So heres the thing..
I have been friends with this guy John for 7 years, we have always just been friends but he has always had a crush on me. We are very open and I have made it clear we are just friends and will always be. Anyways this friend has always been there for me and helps me out whenever I need to, he has been very kind, and also lives in another state so we communicate by phone, but lately I feel like he has been very critical of people and relationships even though he has never been in one relationship himself.

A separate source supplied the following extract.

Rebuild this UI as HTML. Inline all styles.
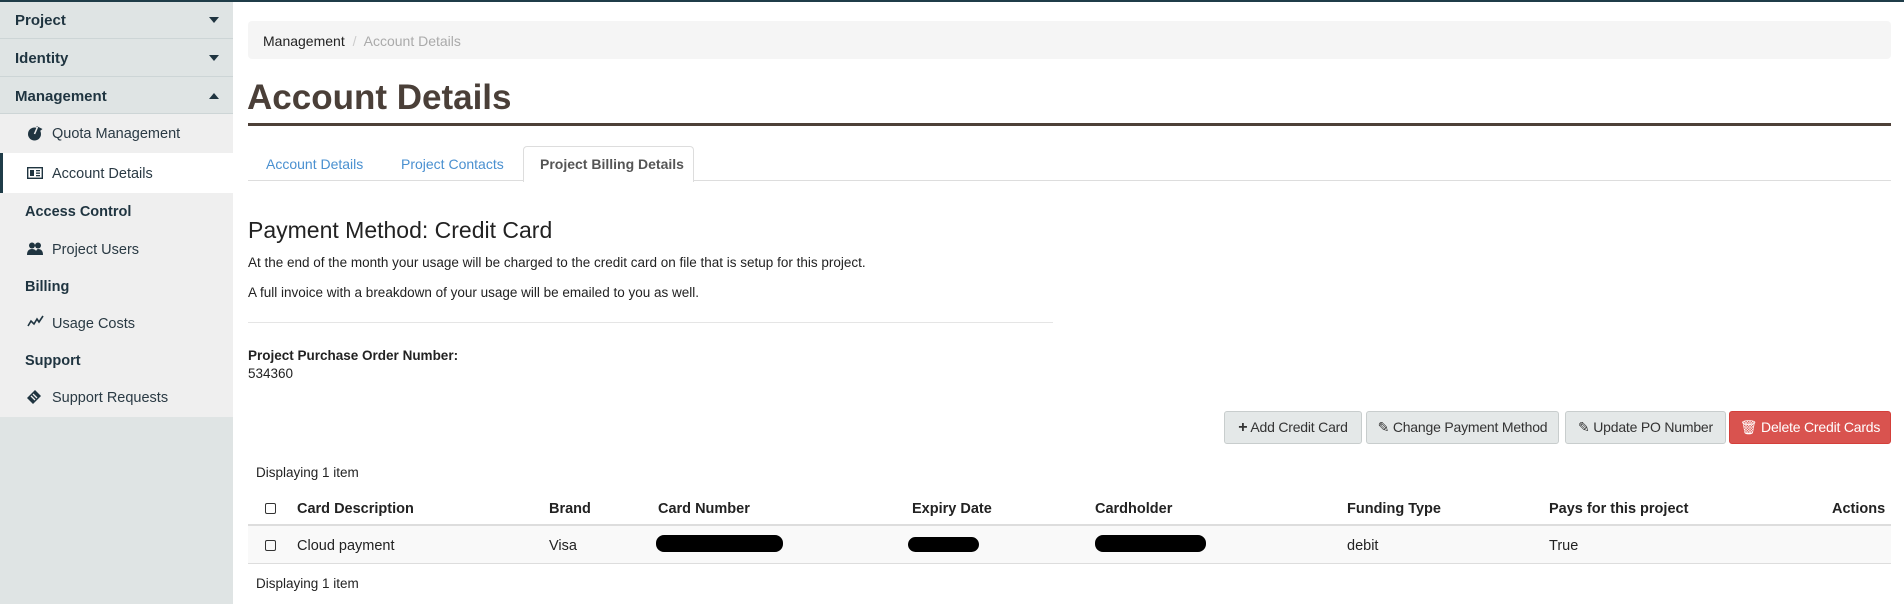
<!DOCTYPE html>
<html><head><meta charset="utf-8"><style>
*{margin:0;padding:0;box-sizing:border-box}
body{width:1904px;height:604px;overflow:hidden;background:#fff;font-family:"Liberation Sans",sans-serif;color:#222;font-size:14px;position:relative}
.a{position:absolute;white-space:nowrap}
.sb{position:absolute;left:0;top:0;width:233px;height:604px;background:#dfe4e4}
.hd{position:absolute;left:0;width:233px;background:#dfe4e4;border-bottom:1px solid #cdd5d6;font-weight:bold;font-size:15px;color:#1f3440;padding-left:15px}
.sub{position:absolute;left:0;width:233px;background:#efefef}
.car{position:absolute;right:14px;width:0;height:0;border-left:5px solid transparent;border-right:5px solid transparent}
.it{position:absolute;left:52px;font-size:14.5px;color:#2a3a44;white-space:nowrap}
.sh{position:absolute;left:25px;font-weight:bold;font-size:14.5px;color:#1f3440}
.btn{position:absolute;top:411px;height:33px;border:1px solid #c8cdcd;border-radius:3px;background:#e4e8e8;font-size:14px;color:#333;line-height:31px;text-align:center;white-space:nowrap;letter-spacing:-0.2px}
.th{position:absolute;top:501px;font-weight:bold;font-size:14.5px;color:#222;white-space:nowrap}
.td{position:absolute;top:538px;font-size:14.5px;color:#222;white-space:nowrap}
.cb{position:absolute;left:265px;width:11px;height:11px;border:1.5px solid #333;border-radius:2px}
.blk{position:absolute;background:#000;border-radius:8px}
</style></head><body>
<div style="position:absolute;left:0;top:0;width:1904px;height:2px;background:#1f3c48;z-index:5"></div>
<div class="sb"></div>
<div class="hd" style="top:0;height:39px;line-height:41px">Project<span class="car" style="top:17px;border-top:6px solid #1f3440"></span></div>
<div class="hd" style="top:39px;height:38px;line-height:40px">Identity<span class="car" style="top:16px;border-top:6px solid #1f3440"></span></div>
<div class="hd" style="top:77px;height:37px;line-height:39px">Management<span class="car" style="top:16px;border-bottom:6px solid #1f3440"></span></div>
<div class="sub" style="top:114px;height:303px"></div>
<div class="a" style="left:0;top:153px;width:233px;height:40px;background:#fff;border-left:3px solid #1f3c48"></div>
<svg class="a" style="left:27px;top:125px" width="17" height="16" viewBox="0 0 16 16"><circle cx="7" cy="9" r="6.5" fill="#1f3440"/><path d="M9 1 L15 4 L10 8 Z" fill="#1f3440"/><path d="M7 9 L10 2" stroke="#efefef" stroke-width="1.5"/></svg>
<div class="it" style="top:126px">Quota Management</div>
<svg class="a" style="left:27px;top:167px" width="16" height="12" viewBox="0 0 16 12"><rect x="0.7" y="0.7" width="14.6" height="10.6" fill="none" stroke="#1f3440" stroke-width="1.4"/><rect x="3" y="3" width="4" height="6" fill="#1f3440"/><rect x="9" y="3" width="4" height="1.3" fill="#1f3440"/><rect x="9" y="5.5" width="4" height="1.3" fill="#1f3440"/><rect x="9" y="8" width="4" height="1.3" fill="#1f3440"/></svg>
<div class="it" style="top:166px">Account Details</div>
<div class="sh" style="top:204px">Access Control</div>
<svg class="a" style="left:27px;top:242px" width="16" height="13" viewBox="0 0 16 13"><circle cx="5" cy="3.5" r="3" fill="#1f3440"/><circle cx="11" cy="3.5" r="3" fill="#1f3440"/><path d="M0 13 Q0 7 5 7 Q10 7 10 13Z M8 13 Q9 7 11 7 Q16 7 16 13Z" fill="#1f3440"/></svg>
<div class="it" style="top:242px">Project Users</div>
<div class="sh" style="top:279px">Billing</div>
<svg class="a" style="left:27px;top:315px" width="17" height="12" viewBox="0 0 17 12"><path d="M1 11 L4 6 L7 9 L10 4 L12 7 L16 1" stroke="#1f3440" stroke-width="1.6" fill="none"/></svg>
<div class="it" style="top:316px">Usage Costs</div>
<div class="sh" style="top:353px">Support</div>
<svg class="a" style="left:26px;top:389px" width="16" height="16" viewBox="0 0 16 16"><path d="M1 9 L9 1 L15 7 L7 15 Z" fill="#1f3440"/><path d="M5 7 L9 11 M7 5 L11 9" stroke="#efefef" stroke-width="1.3"/></svg>
<div class="it" style="top:390px">Support Requests</div>

<div class="a" style="left:248px;top:21px;width:1643px;height:38px;background:#f5f5f5;border-radius:4px"></div>
<div class="a" style="left:263px;top:33px;font-size:14px;color:#222">Management <span style="color:#ccc;padding:0 4px">/</span> <span style="color:#aaa">Account Details</span></div>
<div class="a" style="left:247px;top:78px;font-size:35px;font-weight:bold;color:#4a3f38">Account Details</div>
<div class="a" style="left:248px;top:123px;width:1643px;height:3px;background:#4d4038"></div>

<div class="a" style="left:248px;top:180px;width:1643px;height:1px;background:#ddd"></div>
<div class="a" style="left:523px;top:146px;width:171px;height:36px;background:#fff;border:1px solid #ddd;border-bottom:none;border-radius:4px 4px 0 0"></div>
<div class="a" style="left:266px;top:156px;font-size:14px;color:#4a90d0">Account Details</div>
<div class="a" style="left:401px;top:156px;font-size:14px;color:#4a90d0">Project Contacts</div>
<div class="a" style="left:540px;top:156px;font-size:14px;color:#555;font-weight:bold">Project Billing Details</div>

<div class="a" style="left:248px;top:217px;font-size:23px;color:#222">Payment Method: Credit Card</div>
<div class="a" style="left:248px;top:255px;font-size:13.5px">At the end of the month your usage will be charged to the credit card on file that is setup for this project.</div>
<div class="a" style="left:248px;top:285px;font-size:13.5px">A full invoice with a breakdown of your usage will be emailed to you as well.</div>
<div class="a" style="left:248px;top:322px;width:805px;height:1px;background:#e5e5e5"></div>
<div class="a" style="left:248px;top:348px;font-size:13.5px;font-weight:bold">Project Purchase Order Number:</div>
<div class="a" style="left:248px;top:366px;font-size:13.5px">534360</div>

<div class="btn" style="left:1224px;width:138px"><b style="font-size:16px">+</b> Add Credit Card</div>
<div class="btn" style="left:1366px;width:193px">✎ Change Payment Method</div>
<div class="btn" style="left:1565px;width:161px">✎ Update PO Number</div>
<div class="btn" style="left:1729px;width:162px;background:#d9534f;border-color:#d43f3a;color:#fff">🗑 Delete Credit Cards</div>

<div class="a" style="left:256px;top:465px;font-size:13.5px">Displaying 1 item</div>
<div class="cb" style="top:503px"></div>
<div class="th" style="left:297px">Card Description</div>
<div class="th" style="left:549px">Brand</div>
<div class="th" style="left:658px">Card Number</div>
<div class="th" style="left:912px">Expiry Date</div>
<div class="th" style="left:1095px">Cardholder</div>
<div class="th" style="left:1347px">Funding Type</div>
<div class="th" style="left:1549px">Pays for this project</div>
<div class="th" style="left:1832px">Actions</div>
<div class="a" style="left:248px;top:524px;width:1643px;height:40px;background:#f9f9f9;border-top:2px solid #ddd;border-bottom:1px solid #ddd"></div>
<div class="cb" style="top:540px"></div>
<div class="td" style="left:297px">Cloud payment</div>
<div class="td" style="left:549px">Visa</div>
<div class="blk" style="left:656px;top:535px;width:127px;height:17px"></div>
<div class="blk" style="left:908px;top:537px;width:71px;height:15px"></div>
<div class="blk" style="left:1095px;top:535px;width:111px;height:17px"></div>
<div class="td" style="left:1347px">debit</div>
<div class="td" style="left:1549px">True</div>
<div class="a" style="left:256px;top:576px;font-size:13.5px">Displaying 1 item</div>
</body></html>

Now a few years ago I dated this guy Dave, and I fell in love with him but the whole relationship was very unhealthy and emotionally/verbally abusive. After a year of dating Dave I decided it was time to move on and I broke up with him. The whole relationship put a strain on my friend John and I's friendship to the point where we almost stopped being friends. John thought I was stupid to be with Dave and would get mad that I wouldn't leave him and after the break up said me staying in the relationship was just me being lazy and stupid. Unfortunately after six months I went back to Dave and we ended up dating for another two years almost, but I never told John that I was with Dave again for fear of judgement. I finally left Dave for good six months ago with support of friends and family but anyone who has been in an abusive relationship knows how hard it can be when you finally break free. I have been doing well and I am happy again.
Now John and I have always been close and I want to be honest with him and tell him but...every time we have touched the subject of unhealthy relationships John shows no understanding. He keeps mentioning that people get into bad relationships because they choose to be stupid, ignorant and lazy. I mention to him that its not the case and it can happen to anyone, but he thinks that not true. Him constantly talking badly about relationships and things of that sort make me declined to tell him anything and I have distanced myself from him and no longer even tell him about anything relationships because I dont feel like being judged or criticized. We also have talked about how John can be very critical at times and he agrees but he never changes.
At this point I wonder is John a true friend? I also dont know how to approach the situation. I dont think its fair for me to have to open up to someone about something that was very painful in my life if I will only receive judgement. What do you guys think?